I was sent to Thankwan (a station six miles from Kowloon) and remained there until the 20th August, when I was ordered to attend at the prison, where I was held in private, by the Captain Superintendent of Police, on a charge of having received bribes from gamblers on the 19th April 1894 and on other occasions.
The only evidence produced against me was a Chinese document I was unable to read, that of the prisoner Sham In who stated that he did not know me, but that he had paid P.C. 137 Han Kang money for me; and that of P.C. 137 who stated that he had received money from Sham In, and handed it to me. On that evidence, which was virtually that of P.C. 137, without calling me for a defence, I was recommended for dismissal.
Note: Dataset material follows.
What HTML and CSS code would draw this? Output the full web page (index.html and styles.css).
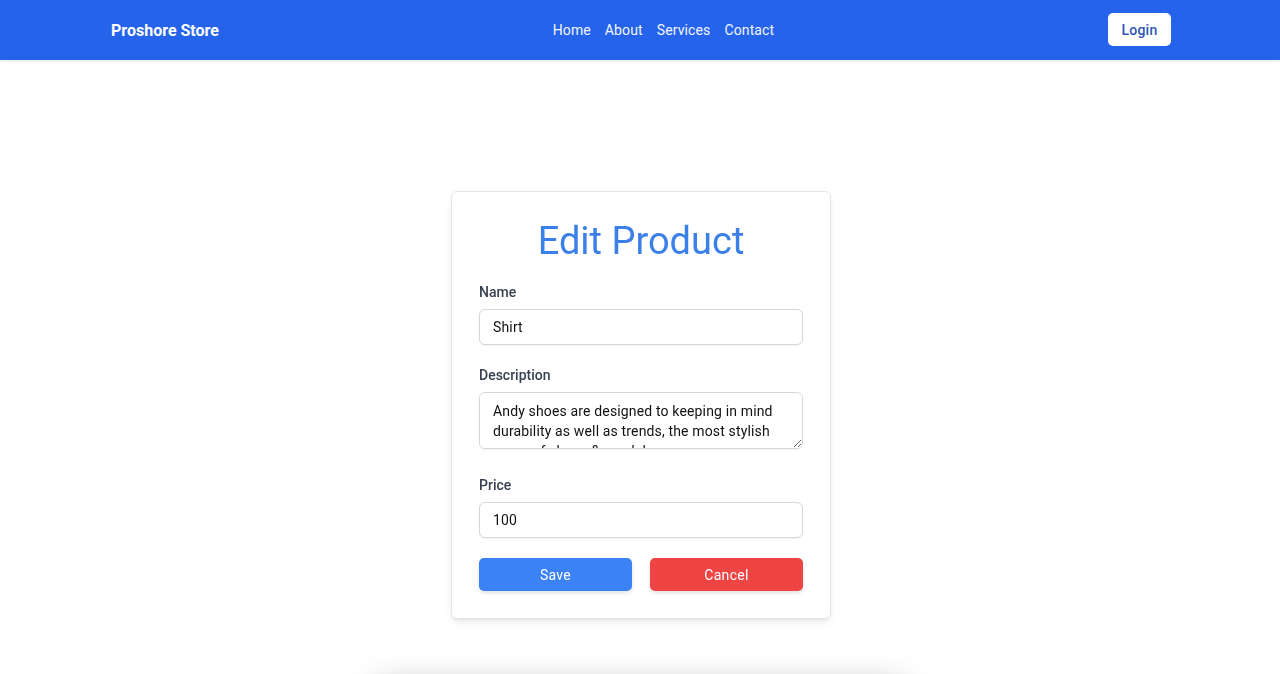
FILE: index.html
```html
<!DOCTYPE html>
<html lang="en">
<head>
<meta charset="utf-8">
<title>Edit Product</title>
<link rel="stylesheet" href="styles.css">
</head>
<body>
<header class="navbar">
  <div class="nav-inner">
    <a class="brand" href="#">Proshore Store</a>
    <nav class="nav-links">
      <a href="#">Home</a>
      <a href="#">About</a>
      <a href="#">Services</a>
      <a href="#">Contact</a>
    </nav>
    <button class="login-btn" type="button">Login</button>
  </div>
</header>
<main class="page">
  <form class="card">
    <h1 class="card-title">Edit Product</h1>
    <div class="field">
      <label class="field-label" for="name">Name</label>
      <input class="field-input" id="name" type="text" value="Shirt">
    </div>
    <div class="field field-textarea">
      <label class="field-label" for="desc">Description</label>
      <textarea class="field-input field-area" id="desc" rows="2">Andy shoes are designed to keeping in mind durability as well as trends, the most stylish range of shoes &amp; sandals</textarea>
    </div>
    <div class="field">
      <label class="field-label" for="price">Price</label>
      <input class="field-input" id="price" type="text" value="100">
    </div>
    <div class="actions">
      <button class="btn btn-save" type="button">Save</button>
      <button class="btn btn-cancel" type="button">Cancel</button>
    </div>
  </form>
  <div class="below-panel"></div>
</main>
</body>
</html>
```
FILE: styles.css
```css
* { box-sizing: border-box; }

html, body {
  margin: 0;
  padding: 0;
  background: #ffffff;
  font-family: Roboto, "Liberation Sans", Arial, sans-serif;
}

.navbar {
  height: 60px;
  background: #2563eb;
  box-shadow: 0 1px 3px rgba(0, 0, 0, 0.12);
  padding: 0 109px 0 111px;
}

.nav-inner {
  height: 60px;
  display: flex;
  align-items: center;
  justify-content: space-between;
}

.brand {
  color: #ffffff;
  font-size: 16px;
  font-weight: 700;
  text-decoration: none;
}

.nav-links {
  display: flex;
  gap: 14px;
}

.nav-links a {
  color: #f3f6ff;
  font-size: 14px;
  font-weight: 400;
  text-decoration: none;
  letter-spacing: 0.12px;
}

.login-btn {
  width: 63px;
  height: 33px;
  margin-top: -1px;
  background: #ffffff;
  border: none;
  border-radius: 5px;
  color: #2f55b9;
  font-family: inherit;
  font-size: 14px;
  font-weight: 500;
  letter-spacing: 0.2px;
  padding: 0;
}

.page {
  height: 614px;
  overflow: hidden;
  padding-top: 131px;
  display: flex;
  flex-direction: column;
  align-items: center;
}

.card {
  width: 380px;
  margin-left: 2px;
  border: 1px solid #e3e5e8;
  border-radius: 6px;
  padding: 27px 27px 27px;
  background: #ffffff;
  box-shadow: 0 4px 8px -2px rgba(0, 0, 0, 0.1), 0 2px 4px -2px rgba(0, 0, 0, 0.06);
}

.card-title {
  margin: 0 0 18px;
  text-align: center;
  color: #3b7fe9;
  font-size: 38px;
  font-weight: 400;
  line-height: 45px;
}

.field {
  margin-bottom: 20px;
}

.field-textarea {
  margin-bottom: 26px;
}

.field-label {
  display: block;
  margin-bottom: 7px;
  color: #374151;
  font-size: 14px;
  font-weight: 500;
  line-height: 20px;
}

.field-input {
  display: block;
  width: 100%;
  height: 36px;
  padding: 7px 13px;
  border: 1px solid #d4d7dc;
  border-radius: 6px;
  box-shadow: 0 1px 2px rgba(0, 0, 0, 0.05);
  color: #111111;
  font-family: inherit;
  font-size: 14px;
  line-height: 20px;
  letter-spacing: 0.15px;
  background: #ffffff;
}

.field-area {
  height: 57px;
  padding: 8px 13px 6px;
  resize: vertical;
}

.actions {
  display: grid;
  grid-template-columns: 1fr 1fr;
  gap: 18px;
  margin-top: 20px;
}

.btn {
  height: 33px;
  border: none;
  border-radius: 5px;
  color: #ffffff;
  font-family: inherit;
  font-size: 14px;
  font-weight: 400;
  letter-spacing: 0.3px;
  box-shadow: 0 2px 4px rgba(0, 0, 0, 0.12);
}

.btn-save { background: #3b82f6; }
.btn-cancel { background: #ef4444; }

.below-panel {
  flex: none;
  width: 530px;
  height: 120px;
  margin-top: 66px;
  background: #ffffff;
  border-radius: 8px;
  box-shadow: 0 0 32px rgba(0, 0, 0, 0.28);
}
```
I could have proved that I was on leave from 29th March to 29th April 1894, and therefore could not have been paid a bribe in Hong Kong on the 19th April. The other P.C. to whom Sham In stated he had paid money for me was P.C. 134, who had been banished for several weeks before for denying he had ever received money from Sham In for himself or any other person, and consequently P.C. 134 could not be called as a witness for me.
Han Kang had returned from England only a few days before he was called as a witness, and he was taken straight from the ship he arrived in into Gaol where he was detained for the night. He knew that P.C. 349 had already been dismissed and banished from the Colony for persisting in denying that he had been a medium for the payment of bribes. We, therefore, quite understood he had either to undergo...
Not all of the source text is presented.